Goal - Write every line out verbatim and omit the pictures.

Data provided -
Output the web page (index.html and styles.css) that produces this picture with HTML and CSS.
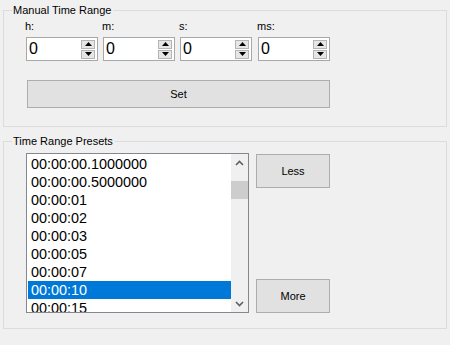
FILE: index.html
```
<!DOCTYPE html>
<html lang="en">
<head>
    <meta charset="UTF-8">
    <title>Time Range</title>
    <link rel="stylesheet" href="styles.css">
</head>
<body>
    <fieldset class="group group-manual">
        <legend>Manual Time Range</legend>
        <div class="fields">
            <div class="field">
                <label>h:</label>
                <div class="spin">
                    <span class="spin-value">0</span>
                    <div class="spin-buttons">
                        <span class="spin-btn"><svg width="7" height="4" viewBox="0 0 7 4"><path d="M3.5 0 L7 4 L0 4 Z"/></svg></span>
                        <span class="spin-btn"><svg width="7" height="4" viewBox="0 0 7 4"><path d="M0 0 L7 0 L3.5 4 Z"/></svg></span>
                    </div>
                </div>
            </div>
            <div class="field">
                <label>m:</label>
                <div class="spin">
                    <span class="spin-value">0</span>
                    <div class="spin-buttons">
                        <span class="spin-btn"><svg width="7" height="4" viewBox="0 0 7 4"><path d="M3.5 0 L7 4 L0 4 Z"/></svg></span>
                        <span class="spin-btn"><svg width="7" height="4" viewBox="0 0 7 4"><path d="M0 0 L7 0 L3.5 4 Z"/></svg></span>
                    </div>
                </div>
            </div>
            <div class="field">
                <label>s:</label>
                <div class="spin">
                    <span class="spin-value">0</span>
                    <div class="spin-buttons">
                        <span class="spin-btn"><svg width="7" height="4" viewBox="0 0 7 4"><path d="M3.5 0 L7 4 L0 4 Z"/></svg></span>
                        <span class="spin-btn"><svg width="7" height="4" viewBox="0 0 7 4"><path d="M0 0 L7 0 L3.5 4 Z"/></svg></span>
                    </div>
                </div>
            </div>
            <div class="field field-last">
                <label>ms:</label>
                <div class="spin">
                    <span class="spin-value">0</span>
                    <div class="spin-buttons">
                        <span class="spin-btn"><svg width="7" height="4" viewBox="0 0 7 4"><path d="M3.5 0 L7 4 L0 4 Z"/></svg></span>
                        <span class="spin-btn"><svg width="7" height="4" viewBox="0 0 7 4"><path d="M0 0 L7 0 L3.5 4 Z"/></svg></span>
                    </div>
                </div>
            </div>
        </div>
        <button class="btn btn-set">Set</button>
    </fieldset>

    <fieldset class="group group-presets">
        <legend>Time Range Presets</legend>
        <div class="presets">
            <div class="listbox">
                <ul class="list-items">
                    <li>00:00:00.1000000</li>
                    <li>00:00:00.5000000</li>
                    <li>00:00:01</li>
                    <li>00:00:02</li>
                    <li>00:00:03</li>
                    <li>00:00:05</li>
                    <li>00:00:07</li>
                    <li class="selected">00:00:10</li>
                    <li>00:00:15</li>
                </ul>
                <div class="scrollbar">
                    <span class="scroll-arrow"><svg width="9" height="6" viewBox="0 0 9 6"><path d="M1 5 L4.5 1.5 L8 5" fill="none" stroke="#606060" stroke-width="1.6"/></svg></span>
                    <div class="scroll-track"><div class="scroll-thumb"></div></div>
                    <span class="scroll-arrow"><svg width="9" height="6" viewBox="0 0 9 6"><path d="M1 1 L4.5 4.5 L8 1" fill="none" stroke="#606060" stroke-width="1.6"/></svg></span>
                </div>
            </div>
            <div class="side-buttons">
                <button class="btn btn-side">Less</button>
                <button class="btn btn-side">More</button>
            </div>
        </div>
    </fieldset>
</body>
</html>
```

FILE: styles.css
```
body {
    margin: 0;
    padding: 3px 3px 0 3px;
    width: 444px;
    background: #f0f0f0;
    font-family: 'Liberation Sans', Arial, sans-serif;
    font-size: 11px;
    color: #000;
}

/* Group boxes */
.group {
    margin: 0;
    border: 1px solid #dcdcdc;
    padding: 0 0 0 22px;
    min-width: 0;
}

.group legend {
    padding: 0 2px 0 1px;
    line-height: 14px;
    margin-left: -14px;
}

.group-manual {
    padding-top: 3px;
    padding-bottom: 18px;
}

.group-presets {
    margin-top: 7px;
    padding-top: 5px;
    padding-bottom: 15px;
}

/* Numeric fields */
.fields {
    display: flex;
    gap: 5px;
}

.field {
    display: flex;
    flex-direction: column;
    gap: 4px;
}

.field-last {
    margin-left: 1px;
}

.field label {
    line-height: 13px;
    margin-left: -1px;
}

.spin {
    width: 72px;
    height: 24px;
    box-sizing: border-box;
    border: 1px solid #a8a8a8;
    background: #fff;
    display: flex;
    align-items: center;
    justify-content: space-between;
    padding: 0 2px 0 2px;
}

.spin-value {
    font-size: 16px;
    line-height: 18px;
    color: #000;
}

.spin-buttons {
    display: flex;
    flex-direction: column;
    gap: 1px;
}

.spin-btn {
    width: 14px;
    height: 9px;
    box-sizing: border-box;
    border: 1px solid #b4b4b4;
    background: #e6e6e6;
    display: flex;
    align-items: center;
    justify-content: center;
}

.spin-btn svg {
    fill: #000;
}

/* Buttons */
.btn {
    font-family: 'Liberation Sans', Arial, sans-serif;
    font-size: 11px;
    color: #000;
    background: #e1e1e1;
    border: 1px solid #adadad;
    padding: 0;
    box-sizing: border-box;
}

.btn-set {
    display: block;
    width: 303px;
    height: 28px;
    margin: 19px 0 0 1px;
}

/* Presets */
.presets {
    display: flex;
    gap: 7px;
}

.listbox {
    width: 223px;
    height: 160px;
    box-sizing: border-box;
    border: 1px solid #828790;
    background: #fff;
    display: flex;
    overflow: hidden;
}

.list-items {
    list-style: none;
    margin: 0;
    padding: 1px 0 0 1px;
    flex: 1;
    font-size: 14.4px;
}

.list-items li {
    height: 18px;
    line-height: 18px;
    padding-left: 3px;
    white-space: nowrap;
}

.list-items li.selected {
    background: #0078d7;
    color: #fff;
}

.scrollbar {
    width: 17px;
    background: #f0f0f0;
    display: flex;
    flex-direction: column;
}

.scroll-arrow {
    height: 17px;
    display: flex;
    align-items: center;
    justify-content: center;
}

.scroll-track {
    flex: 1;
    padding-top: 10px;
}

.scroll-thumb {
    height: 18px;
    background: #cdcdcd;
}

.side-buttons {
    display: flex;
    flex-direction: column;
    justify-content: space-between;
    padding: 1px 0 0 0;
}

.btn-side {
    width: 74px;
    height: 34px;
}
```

Result of the exercise -
Output the web page (index.html and styles.css) that produces this picture with HTML and CSS.
FILE: index.html
```
<!DOCTYPE html>
<html lang="en">
<head>
    <meta charset="UTF-8">
    <title>Time Range</title>
    <link rel="stylesheet" href="styles.css">
</head>
<body>
    <fieldset class="group group-manual">
        <legend>Manual Time Range</legend>
        <div class="fields">
            <div class="field">
                <label>h:</label>
                <div class="spin">
                    <span class="spin-value">0</span>
                    <div class="spin-buttons">
                        <span class="spin-btn"><svg width="7" height="4" viewBox="0 0 7 4"><path d="M3.5 0 L7 4 L0 4 Z"/></svg></span>
                        <span class="spin-btn"><svg width="7" height="4" viewBox="0 0 7 4"><path d="M0 0 L7 0 L3.5 4 Z"/></svg></span>
                    </div>
                </div>
            </div>
            <div class="field">
                <label>m:</label>
                <div class="spin">
                    <span class="spin-value">0</span>
                    <div class="spin-buttons">
                        <span class="spin-btn"><svg width="7" height="4" viewBox="0 0 7 4"><path d="M3.5 0 L7 4 L0 4 Z"/></svg></span>
                        <span class="spin-btn"><svg width="7" height="4" viewBox="0 0 7 4"><path d="M0 0 L7 0 L3.5 4 Z"/></svg></span>
                    </div>
                </div>
            </div>
            <div class="field">
                <label>s:</label>
                <div class="spin">
                    <span class="spin-value">0</span>
                    <div class="spin-buttons">
                        <span class="spin-btn"><svg width="7" height="4" viewBox="0 0 7 4"><path d="M3.5 0 L7 4 L0 4 Z"/></svg></span>
                        <span class="spin-btn"><svg width="7" height="4" viewBox="0 0 7 4"><path d="M0 0 L7 0 L3.5 4 Z"/></svg></span>
                    </div>
                </div>
            </div>
            <div class="field field-last">
                <label>ms:</label>
                <div class="spin">
                    <span class="spin-value">0</span>
                    <div class="spin-buttons">
                        <span class="spin-btn"><svg width="7" height="4" viewBox="0 0 7 4"><path d="M3.5 0 L7 4 L0 4 Z"/></svg></span>
                        <span class="spin-btn"><svg width="7" height="4" viewBox="0 0 7 4"><path d="M0 0 L7 0 L3.5 4 Z"/></svg></span>
                    </div>
                </div>
            </div>
        </div>
        <button class="btn btn-set">Set</button>
    </fieldset>

    <fieldset class="group group-presets">
        <legend>Time Range Presets</legend>
        <div class="presets">
            <div class="listbox">
                <ul class="list-items">
                    <li>00:00:00.1000000</li>
                    <li>00:00:00.5000000</li>
                    <li>00:00:01</li>
                    <li>00:00:02</li>
                    <li>00:00:03</li>
                    <li>00:00:05</li>
                    <li>00:00:07</li>
                    <li class="selected">00:00:10</li>
                    <li>00:00:15</li>
                </ul>
                <div class="scrollbar">
                    <span class="scroll-arrow"><svg width="9" height="6" viewBox="0 0 9 6"><path d="M1 5 L4.5 1.5 L8 5" fill="none" stroke="#606060" stroke-width="1.6"/></svg></span>
                    <div class="scroll-track"><div class="scroll-thumb"></div></div>
                    <span class="scroll-arrow"><svg width="9" height="6" viewBox="0 0 9 6"><path d="M1 1 L4.5 4.5 L8 1" fill="none" stroke="#606060" stroke-width="1.6"/></svg></span>
                </div>
            </div>
            <div class="side-buttons">
                <button class="btn btn-side">Less</button>
                <button class="btn btn-side">More</button>
            </div>
        </div>
    </fieldset>
</body>
</html>
```

FILE: styles.css
```
body {
    margin: 0;
    padding: 3px 3px 0 3px;
    width: 444px;
    background: #f0f0f0;
    font-family: 'Liberation Sans', Arial, sans-serif;
    font-size: 11px;
    color: #000;
}

/* Group boxes */
.group {
    margin: 0;
    border: 1px solid #dcdcdc;
    padding: 0 0 0 22px;
    min-width: 0;
}

.group legend {
    padding: 0 2px 0 1px;
    line-height: 14px;
    margin-left: -14px;
}

.group-manual {
    padding-top: 3px;
    padding-bottom: 18px;
}

.group-presets {
    margin-top: 7px;
    padding-top: 5px;
    padding-bottom: 15px;
}

/* Numeric fields */
.fields {
    display: flex;
    gap: 5px;
}

.field {
    display: flex;
    flex-direction: column;
    gap: 4px;
}

.field-last {
    margin-left: 1px;
}

.field label {
    line-height: 13px;
    margin-left: -1px;
}

.spin {
    width: 72px;
    height: 24px;
    box-sizing: border-box;
    border: 1px solid #a8a8a8;
    background: #fff;
    display: flex;
    align-items: center;
    justify-content: space-between;
    padding: 0 2px 0 2px;
}

.spin-value {
    font-size: 16px;
    line-height: 18px;
    color: #000;
}

.spin-buttons {
    display: flex;
    flex-direction: column;
    gap: 1px;
}

.spin-btn {
    width: 14px;
    height: 9px;
    box-sizing: border-box;
    border: 1px solid #b4b4b4;
    background: #e6e6e6;
    display: flex;
    align-items: center;
    justify-content: center;
}

.spin-btn svg {
    fill: #000;
}

/* Buttons */
.btn {
    font-family: 'Liberation Sans', Arial, sans-serif;
    font-size: 11px;
    color: #000;
    background: #e1e1e1;
    border: 1px solid #adadad;
    padding: 0;
    box-sizing: border-box;
}

.btn-set {
    display: block;
    width: 303px;
    height: 28px;
    margin: 19px 0 0 1px;
}

/* Presets */
.presets {
    display: flex;
    gap: 7px;
}

.listbox {
    width: 223px;
    height: 160px;
    box-sizing: border-box;
    border: 1px solid #828790;
    background: #fff;
    display: flex;
    overflow: hidden;
}

.list-items {
    list-style: none;
    margin: 0;
    padding: 1px 0 0 1px;
    flex: 1;
    font-size: 14.4px;
}

.list-items li {
    height: 18px;
    line-height: 18px;
    padding-left: 3px;
    white-space: nowrap;
}

.list-items li.selected {
    background: #0078d7;
    color: #fff;
}

.scrollbar {
    width: 17px;
    background: #f0f0f0;
    display: flex;
    flex-direction: column;
}

.scroll-arrow {
    height: 17px;
    display: flex;
    align-items: center;
    justify-content: center;
}

.scroll-track {
    flex: 1;
    padding-top: 10px;
}

.scroll-thumb {
    height: 18px;
    background: #cdcdcd;
}

.side-buttons {
    display: flex;
    flex-direction: column;
    justify-content: space-between;
    padding: 1px 0 0 0;
}

.btn-side {
    width: 74px;
    height: 34px;
}
```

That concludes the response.